PETERSBURG, Va. -- It's impossible to measure a family's grief.
Even when decades go by and the remains of their loved one remained unidentified in a mass grave.
One family, generations later, still held out hope for a final resolve.
A New Jersey man, killed during the first wave on the attack on Pearl Harbor is now home, buried in the family plot at Blandford Cemetery in Petersburg next to his parents and grandparents.
It was a warm September day, seven sailors in crisp, white uniforms fired a 21 gun salute, as taps echoed in the distance.
"There's no greater honor than to be a small part of bringing him home," said Admiral Katherine McCabe, U.S. Navy.
With grace, respect and honor, sailors remove the flag from the casket, fold it and give it to the family, but this funeral is more than a burial.
"This is more of a happy occasion" said Chris Thompson, nephew of Ensign William 'Bill' Manley Thompson. "This is a homecoming and this is the completion of this story in our family."
It's a homecoming story that dates back 75 years, 9 months and 2 days, the day the Japanese attack Pearl Harbor.
The next day President Franklin D. Roosevelt addressed Congress. "Yesterday, December 7th, 1941, a date which will live in infamy."
The Japanese attack would sink or damage more than a dozen US Navy Ship and kill 2,403 Americans.
The USS Oklahoma capsized and on board was 21-year-old Bill Thompson.
Days later his parents received a telegram saying their son "was lost in action in the performance of his duty and in the service of his country."
Both his grandparents and parents, who have ties to the Petersburg area, never got over what happened and making it worse, Thompson's body was never identified.
Thompson graduated high school in 1937 and the University of North Carolina in June of 1941.
By September he was an Ensign on the USS Oklahoma.
"He was a very good son and he consistently wrote home," said Marjorie Thompson, his niece.
His last letter home, dated November 23, 1941, included how much he enjoyed Thanksgiving dinner, that he was considering buying a guitar and possibly a car, and that he needed to start Christmas Shopping, as the Oklahoma could be out to sea when the Holiday arrived.
He didn't live to see Christmas.
"My grandmother in fact, after Pearl Harbor, she had a plot reserved here for him, in the hopes he would one day be able to come home, they would identify him and bring him home," said Chris Thompson.
For decades a foot stone in Blandford Cemetery marked that spot.

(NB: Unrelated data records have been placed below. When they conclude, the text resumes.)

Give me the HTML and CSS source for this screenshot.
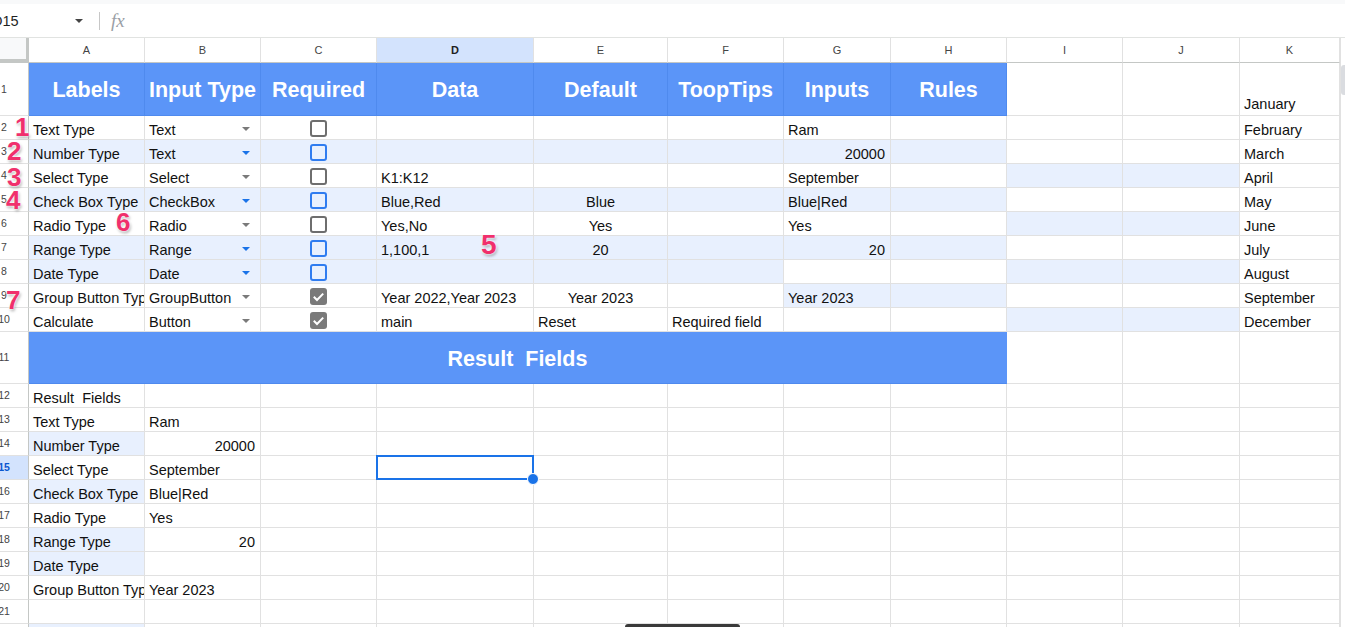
FILE: index.html
```html
<!DOCTYPE html>
<html>
<head>
<meta charset="utf-8">
<title>Sheet</title>
<link rel="stylesheet" href="styles.css">
</head>
<body>
<div class="top"></div>
<div class="fbar">
  <div class="namebox"><span class="nb-text">D15</span><i class="tri"></i></div>
  <div class="sep"></div>
  <div class="fx">fx</div>
</div>
<div class="sheet">
  <div class="grid">
    <div class="r hdr"><div class="corner"></div><div>A</div><div>B</div><div>C</div><div class="on">D</div><div>E</div><div>F</div><div>G</div><div>H</div><div>I</div><div>J</div><div>K</div></div>

    <div class="r tall"><div class="rh"><span>1</span></div><div class="hc">Labels</div><div class="hc">Input Type</div><div class="hc">Required</div><div class="hc">Data</div><div class="hc">Default</div><div class="hc">ToopTips</div><div class="hc">Inputs</div><div class="hc">Rules</div><div></div><div></div><div class="bot">January</div></div>

    <div class="r"><div class="rh"><span>2</span></div><div>Text Type</div><div class="dd"><span>Text</span><i class="arr"></i></div><div class="ck"><i class="cb"></i></div><div></div><div></div><div></div><div>Ram</div><div></div><div></div><div></div><div>February</div></div>

    <div class="r"><div class="rh"><span>3</span></div><div class="b">Number Type</div><div class="b dd"><span>Text</span><i class="arr blue"></i></div><div class="b ck"><i class="cb blue"></i></div><div class="b"></div><div class="b"></div><div class="b"></div><div class="b rt">20000</div><div class="b"></div><div></div><div></div><div>March</div></div>

    <div class="r"><div class="rh"><span>4</span></div><div>Select Type</div><div class="dd"><span>Select</span><i class="arr"></i></div><div class="ck"><i class="cb"></i></div><div>K1:K12</div><div></div><div></div><div>September</div><div></div><div class="b"></div><div class="b"></div><div>April</div></div>

    <div class="r"><div class="rh"><span>5</span></div><div class="b">Check Box Type</div><div class="b dd"><span>CheckBox</span><i class="arr blue"></i></div><div class="b ck"><i class="cb blue"></i></div><div class="b">Blue,Red</div><div class="b ct">Blue</div><div class="b"></div><div class="b">Blue|Red</div><div class="b"></div><div></div><div></div><div>May</div></div>

    <div class="r"><div class="rh"><span>6</span></div><div>Radio Type</div><div class="dd"><span>Radio</span><i class="arr"></i></div><div class="ck"><i class="cb"></i></div><div>Yes,No</div><div class="ct">Yes</div><div></div><div>Yes</div><div></div><div class="b"></div><div class="b"></div><div>June</div></div>

    <div class="r"><div class="rh"><span>7</span></div><div class="b">Range Type</div><div class="b dd"><span>Range</span><i class="arr blue"></i></div><div class="b ck"><i class="cb blue"></i></div><div class="b">1,100,1</div><div class="b ct">20</div><div class="b"></div><div class="b rt">20</div><div class="b"></div><div></div><div></div><div>July</div></div>

    <div class="r"><div class="rh"><span>8</span></div><div class="b">Date Type</div><div class="b dd"><span>Date</span><i class="arr blue"></i></div><div class="b ck"><i class="cb blue"></i></div><div class="b"></div><div class="b"></div><div class="b"></div><div></div><div></div><div class="b"></div><div class="b"></div><div>August</div></div>

    <div class="r"><div class="rh"><span>9</span></div><div>Group Button Type</div><div class="dd"><span>GroupButton</span><i class="arr"></i></div><div class="ck"><i class="cb checked"><svg viewBox="0 0 17 17" width="17" height="17"><path d="M3.8 8.8 L7 12 L13.2 5.6" fill="none" stroke="#fff" stroke-width="2"/></svg></i></div><div>Year 2022,Year 2023</div><div class="ct">Year 2023</div><div></div><div class="b">Year 2023</div><div class="b"></div><div></div><div></div><div>September</div></div>

    <div class="r"><div class="rh"><span>10</span></div><div>Calculate</div><div class="dd"><span>Button</span><i class="arr"></i></div><div class="ck"><i class="cb checked"><svg viewBox="0 0 17 17" width="17" height="17"><path d="M3.8 8.8 L7 12 L13.2 5.6" fill="none" stroke="#fff" stroke-width="2"/></svg></i></div><div>main</div><div>Reset</div><div>Required field</div><div></div><div></div><div class="b"></div><div class="b"></div><div>December</div></div>

    <div class="r tall2"><div class="rh"><span>11</span></div><div class="hc merged">Result  Fields</div><div></div><div></div><div></div></div>

    <div class="r"><div class="rh"><span>12</span></div><div>Result  Fields</div><div></div><div></div><div></div><div></div><div></div><div></div><div></div><div></div><div></div><div></div></div>
    <div class="r"><div class="rh"><span>13</span></div><div>Text Type</div><div>Ram</div><div></div><div></div><div></div><div></div><div></div><div></div><div></div><div></div><div></div></div>
    <div class="r"><div class="rh"><span>14</span></div><div class="b">Number Type</div><div class="rt">20000</div><div></div><div></div><div></div><div></div><div></div><div></div><div></div><div></div><div></div></div>
    <div class="r"><div class="rh sel-h"><span>15</span></div><div>Select Type</div><div>September</div><div></div><div class="sel"></div><div></div><div></div><div></div><div></div><div></div><div></div><div></div></div>
    <div class="r"><div class="rh"><span>16</span></div><div class="b">Check Box Type</div><div>Blue|Red</div><div></div><div></div><div></div><div></div><div></div><div></div><div></div><div></div><div></div></div>
    <div class="r"><div class="rh"><span>17</span></div><div>Radio Type</div><div>Yes</div><div></div><div></div><div></div><div></div><div></div><div></div><div></div><div></div><div></div></div>
    <div class="r"><div class="rh"><span>18</span></div><div class="b">Range Type</div><div class="rt">20</div><div></div><div></div><div></div><div></div><div></div><div></div><div></div><div></div><div></div></div>
    <div class="r"><div class="rh"><span>19</span></div><div class="b">Date Type</div><div></div><div></div><div></div><div></div><div></div><div></div><div></div><div></div><div></div><div></div></div>
    <div class="r"><div class="rh"><span>20</span></div><div>Group Button Type</div><div>Year 2023</div><div></div><div></div><div></div><div></div><div></div><div></div><div></div><div></div><div></div></div>
    <div class="r"><div class="rh"><span>21</span></div><div></div><div></div><div></div><div></div><div></div><div></div><div></div><div></div><div></div><div></div><div></div></div>
    <div class="r"><div class="rh"><span>22</span></div><div class="b"></div><div></div><div></div><div></div><div></div><div></div><div></div><div></div><div></div><div></div><div></div></div>

    <span class="ann a1">1</span>
    <span class="ann a2">2</span>
    <span class="ann a3">3</span>
    <span class="ann a4">4</span>
    <span class="ann a5">5</span>
    <span class="ann a6">6</span>
    <span class="ann a7">7</span>
  </div>
  <div class="vs"><div class="thumb"></div></div>
</div>
<div class="homebar"></div>
</body>
</html>
```

FILE: styles.css
```css
* { box-sizing: border-box; }
html, body { margin: 0; height: 100%; overflow: hidden; background: #fff; }
body { font-family: "Liberation Sans", Arial, sans-serif; color: #1f1f1f; position: relative; }

.top { height: 4px; background: #f8f9fa; }
.fbar { height: 34px; display: flex; align-items: center; border-bottom: 1px solid #e1e3e1; }
.namebox { width: 99px; display: flex; align-items: center; }
.nb-text { font-size: 14.5px; margin-left: -8px; color: #1f1f1f; }
.tri { margin-left: auto; margin-right: 16px; width: 0; height: 0; border-left: 4px solid transparent; border-right: 4px solid transparent; border-top: 4px solid #444; }
.sep { width: 1px; height: 18px; background: #c7c7c7; }
.fx { margin-left: 11px; font-family: "Liberation Serif", serif; font-style: italic; font-size: 19px; color: #9aa0a6; }

.sheet { display: flex; }
.grid { width: 1340px; position: relative; }
.vs { width: 5px; border-left: 1px solid #e1e1e1; padding-top: 27px; }
.thumb { height: 30px; background: #dadce0; border-radius: 3px 0 0 3px; }

.r {
  display: grid;
  grid-template-columns: 29px 116px 116px 116px 157px 134px 116px 107px 116px 116px 117px 100px;
  height: 24px;
}
.r > div {
  border-right: 1px solid #e1e1e1;
  border-bottom: 1px solid #e1e1e1;
  padding: 3px 4px 0 4px;
  line-height: 23px;
  font-size: 14.5px;
  white-space: pre;
  overflow: hidden;
  min-width: 0;
  color: #111;
}
.r.tall { height: 53px; }
.r.tall2 { height: 52px; }

/* column header row */
.r.hdr { height: 25px; }
.r.hdr > div {
  padding: 0;
  text-align: center;
  font-size: 11px;
  line-height: 24px;
  color: #444;
  border-bottom-color: #c4c7c5;
  border-right-color: #e1e1e1;
}
.r.hdr > div.on { background: #d3e3fd; font-weight: bold; color: #1f1f1f; }
.r.hdr > div.corner { background: #f8f9fa; border-right: 3px solid #c4c7c5; border-bottom: 4px solid #c4c7c5; }

/* row header */
.r > div.rh {
  padding: 0;
  display: flex;
  align-items: center;
  font-size: 10.5px;
  color: #444;
  border-right-color: #c4c7c5;
}
.rh span { flex: 0 0 40px; margin-left: -16px; text-align: center; }
.r > div.rh.sel-h { background: #d3e3fd; color: #0b57d0; font-weight: bold; }

/* blue header cells */
.r > div.hc {
  background: #5b95f8;
  color: #fff;
  font-weight: bold;
  font-size: 21.5px;
  display: flex;
  align-items: center;
  justify-content: center;
  padding: 3px 0 0 0;
  border-right-color: #4f8aee;
  border-bottom-color: #4f8aee;
}
.r > div.merged { grid-column: span 8; border-right-color: #5b95f8; }

.r > div.bot { display: flex; align-items: flex-end; line-height: 20px; padding-bottom: 1px; }

.r > div.b { background: #e8f0fe; }
.r > div.rt { text-align: right; padding-right: 5px; }
.r > div.ct { text-align: center; }

/* dropdown chips */
.r > div.dd { display: flex; justify-content: space-between; padding-right: 10px; }
.arr { align-self: center; width: 0; height: 0; border-left: 4px solid transparent; border-right: 4px solid transparent; border-top: 4px solid #7a7a7a; }
.arr.blue { border-top-color: #1a73e8; }

/* checkboxes */
.r > div.ck { display: flex; justify-content: center; align-items: center; padding-top: 2px; }
.cb { display: block; width: 17px; height: 17px; border: 2px solid #6e6e6e; border-radius: 3px; }
.cb.blue { border-color: #2f7cf0; }
.cb.checked { border: none; background: #7a7a7a; }
.cb svg { display: block; }

/* selected cell */
.r > div.sel { position: relative; overflow: visible; }
.sel::before { content: ""; position: absolute; left: -1px; top: -1px; right: -1px; bottom: -1px; border: 2px solid #1a73e8; z-index: 2; }
.sel::after { content: ""; position: absolute; right: -6px; bottom: -6px; width: 10px; height: 10px; border-radius: 50%; background: #1a73e8; border: 1px solid #fff; z-index: 3; }

/* pink annotations */
.ann {
  position: absolute;
  font-weight: bold;
  font-size: 26px;
  line-height: 26px;
  color: #f0306c;
  text-shadow: 0 0 2px #fff, 0 0 3px #fff, 1px 2px 3px rgba(0, 0, 0, 0.35);
  z-index: 4;
}
.a1 { left: 15px; top: 76px; }
.a2 { left: 7px; top: 100px; }
.a3 { left: 7px; top: 126px; }
.a4 { left: 6px; top: 149px; }
.a5 { left: 481px; top: 194px; font-size: 28px; }
.a6 { left: 116px; top: 171px; }
.a7 { left: 6px; top: 249px; }

.homebar { position: absolute; left: 625px; bottom: 0; width: 115px; height: 3px; background: #3a3a3a; border-radius: 3px 3px 0 0; }
```
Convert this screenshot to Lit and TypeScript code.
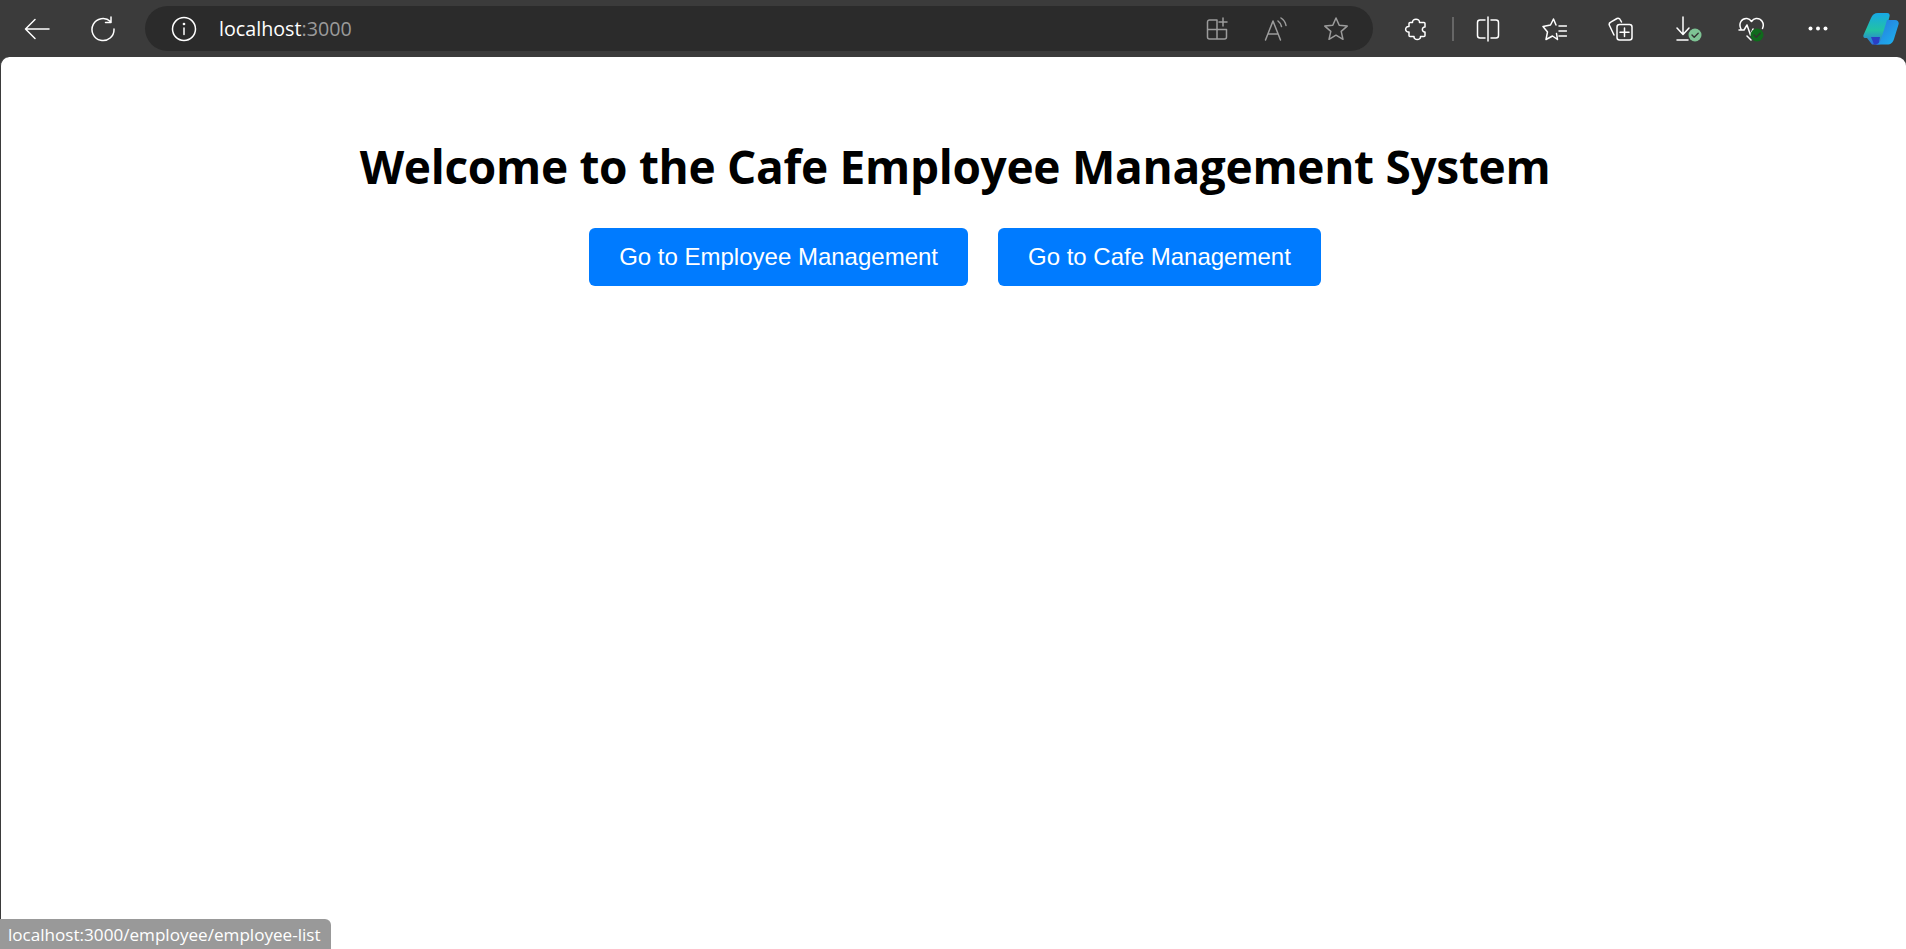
import { LitElement, html, css, svg } from 'lit';
import { customElement } from 'lit/decorators.js';

const icon = (w: number, h: number, body: unknown, cls = '') => html`
  <svg class=${cls} width=${w} height=${h} viewBox="0 0 ${w} ${h}" fill="none" stroke="currentColor" stroke-width="1.5" stroke-linecap="round" stroke-linejoin="round">${body}</svg>
`;

const badge = (fill: string) => svg`
  <circle cx="19" cy="19" r="6.500" fill=${fill} stroke="none" />
  <path d="M16 19l2.200 2.200 4-4" stroke="#333" stroke-width="1.400" />
`;

const back = icon(26, 24, svg`<path d="M25 12H2M11 2.500 1.500 12l9.500 9.500" />`);
const reload = icon(26, 26, svg`<path d="M20.500 5.500A11 11 0 1 0 24 13M21 1v5.500h-5.500" />`);
const info = icon(26, 26, svg`<circle cx="13" cy="13" r="11.500" /><path d="M13 12v6.500" /><circle cx="13" cy="8" r=".6" fill="currentColor" />`);
const tabAdd = icon(24, 24, svg`<path d="M12 3H4.500a2 2 0 0 0-2 2v15a2 2 0 0 0 2 2h15a2 2 0 0 0 2-2v-7.500h-19M12 3v19M18 1v8M14 5h8" />`);
const readAloud = icon(24, 24, svg`<path d="M1.500 23 9 4l7.500 19M4 17h10M14 4c2 1.500 3 3 3.500 5.500M17 1c3 2 4.500 4.500 5 7.500" />`);
const star = icon(26, 26, svg`<path d="M13 2l3.200 7.300 8 .8-6 5.300 1.800 7.900-7-4.100-7 4.100 1.800-7.900-6-5.300 8-.8z" />`);
const puzzle = icon(24, 24, svg`<path d="M8.500 5.500c-.5-4.500 7.500-4.500 7 0H20a1 1 0 0 1 1 1v3.500c-3.500-.5-3.500 5.500 0 5v3.500a1 1 0 0 1-1 1h-3.500c.5 4-7 4-6.500 0H6a1 1 0 0 1-1-1V15c-4.500.5-4.500-6 0-5.500V6.500a1 1 0 0 1 1-1z" />`);
const split = icon(24, 26, svg`<path d="M9 4H4a2.500 2.500 0 0 0-2.500 2.500v13A2.500 2.500 0 0 0 4 22h5M15 4h5a2.500 2.500 0 0 1 2.500 2.500v13A2.500 2.500 0 0 1 20 22h-5M12 1v24" />`);
const favorites = icon(25, 24, svg`<path d="M14 8 11.500 2 8.500 8 1 9.500 5.500 15 4 22.500l6.500-3.500 5 3.500-1-6M17 9h7.500M17 14h7.500M17 19h7.500" />`);
const collections = icon(25, 26, svg`<rect x="9" y="8.500" width="15" height="15.500" rx="2.500" /><path d="M6 19 1.500 9.500a2.500 2.500 0 0 1 1.200-3.300L9 2.500a2.500 2.500 0 0 1 3.300 1.300L13.500 6M16.500 12v8.500M12 16.300h9" />`);
const download = icon(26, 26, svg`<path d="M7 1v17M1 12l6 6.500 6-6.500M1 24h11" />${badge('#7ec394')}`);
const health = icon(28, 26, svg`<path d="M3 13C0 7 4 2 9 2.500c2 .2 3.500 1.500 4.500 3 1-1.500 2.500-2.800 4.500-3 5-.5 9 4.500 6.500 10M1 14h5l3-5 3.500 10 2.500-6M9 20l4 4" />${badge('#0f6a1c')}`);
const copilot = svg`
  <svg width="36" height="33" viewBox="0 0 36 33">
    <defs>
      <linearGradient id="cl" x1="0" y1="0" x2="0" y2="1"><stop offset="0" stop-color="#17a8e6" /><stop offset=".55" stop-color="#22c2a4" /><stop offset="1" stop-color="#2f6fe0" /></linearGradient>
      <linearGradient id="cr" x1="0" y1="0" x2="1" y2="1"><stop offset="0" stop-color="#2a72dc" /><stop offset="1" stop-color="#1bb6ee" /></linearGradient>
    </defs>
    <path d="M15 1h9c2.500 0 3 2 2.500 3.500L20 29c-.7 2.500-2 3.500-5 3.500H9L4 26H2C.500 26 0 24.500 .500 23L8 6c1.500-3.500 3.500-5 7-5z" fill="url(#cl)" />
    <path d="M8 25h9l-1.500 7.500H11z" fill="#2a3fc4" />
    <path d="M24 8h8c3 0 4.200 2 3.500 4.500L31 27c-1 3.500-3 5.500-7 5.500H11c4 0 6-2 7-5z" fill="url(#cr)" />
  </svg>
`;

@customElement('app-root')
export class AppRoot extends LitElement {
  static styles = css`
    :host {
      display: block;
      height: 949px;
      background: #3b3b3b;
      overflow: hidden;
      position: relative;
      font-family: 'Open Sans', 'Noto Sans', sans-serif;
    }
    .toolbar {
      display: flex;
      align-items: center;
      height: 57px;
      padding-left: 4px;
      color: #fff;
    }
    .cell {
      display: flex;
      align-items: center;
      justify-content: center;
      width: 66px;
      height: 57px;
      flex: none;
    }
    .address {
      display: flex;
      align-items: center;
      width: 1228px;
      height: 45px;
      margin-left: 9px;
      padding-left: 26px;
      box-sizing: border-box;
      background: #2b2b2b;
      border-radius: 23px;
      flex: none;
    }
    .url {
      margin-left: 22px;
      font-size: 19.700px;
      flex: 1;
    }
    .url span {
      color: #9a9a9a;
    }
    .address-icons {
      display: flex;
      align-items: center;
      gap: 35px;
      margin-right: 24px;
      color: #9c9c9c;
    }
    .tools {
      display: flex;
      align-items: center;
      margin-left: 10px;
    }
    .divider {
      width: 2px;
      height: 24px;
      margin: 0 1px 0 3px;
      background: #666;
      flex: none;
    }
    .wide {
      margin-left: 3px;
    }
    .tight {
      margin-left: -3px;
    }
    .page {
      height: 892px;
      background: #fff;
      border-left: 1px solid #3b3b3b;
      border-radius: 9px 9px 0 0;
      box-sizing: border-box;
      padding: 78px 0 0 3px;
      text-align: center;
    }
    h1 {
      margin: 0;
      font-size: 46px;
      letter-spacing: -0.300px;
      line-height: 62px;
      font-weight: 700;
      color: #000;
    }
    .actions {
      display: flex;
      justify-content: center;
      gap: 30px;
      margin-top: 31px;
    }
    button {
      height: 58px;
      padding: 0 30px;
      border: 0;
      border-radius: 6px;
      background: #007bff;
      color: #fff;
      font-family: 'Liberation Sans', Arial, sans-serif;
      font-size: 24px;
    }
    .status {
      position: absolute;
      left: 0;
      bottom: 0;
      height: 30px;
      padding: 0 10px 0 8px;
      display: flex;
      align-items: center;
      background: #999;
      color: #fff;
      border-top-right-radius: 6px;
      font-size: 17.100px;
    }
  `;

  render() {
    return html`
      <div class="toolbar">
        <div class="cell">${back}</div>
        <div class="cell">${reload}</div>
        <div class="address">
          ${info}
          <div class="url">localhost<span>:3000</span></div>
          <div class="address-icons">${tabAdd}${readAloud}${star}</div>
        </div>
        <div class="tools">
          <div class="cell">${puzzle}</div>
          <div class="divider"></div>
          <div class="cell">${split}</div>
          <div class="cell">${favorites}</div>
          <div class="cell">${collections}</div>
          <div class="cell wide">${download}</div>
          <div class="cell tight">${health}</div>
          <div class="cell">
            <svg width="20" height="5" viewBox="0 0 20 5" fill="#fff"><circle cx="2.500" cy="2.500" r="2" /><circle cx="10" cy="2.500" r="2" /><circle cx="17.500" cy="2.500" r="2" /></svg>
          </div>
          <div class="cell tight">${copilot}</div>
        </div>
      </div>
      <main class="page">
        <h1>Welcome to the Cafe Employee Management System</h1>
        <div class="actions">
          <button>Go to Employee Management</button>
          <button>Go to Cafe Management</button>
        </div>
      </main>
      <div class="status">localhost:3000/employee/employee-list</div>
    `;
  }
}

Then a few years ago, the Navy asked for DNA samples from the family.
"I think it goes back to you're never forgotten" said Admiral Katherine McCabe.
"We've been very impressed that the Navy went to this trouble, this time, this expense and I think that does send a message that the country cares about it's veterans and MIA's" said Chris Thompson.
In April of 2017 there was a DNA Match and on September 8 the remains of Ensign William Manley Thompson were laid to rest in Virginia Soil and a new grave marker was added.
"You feel a sense of completion and justice" said Marjorie Thompson. "Yes he's finally home, he's with his family now."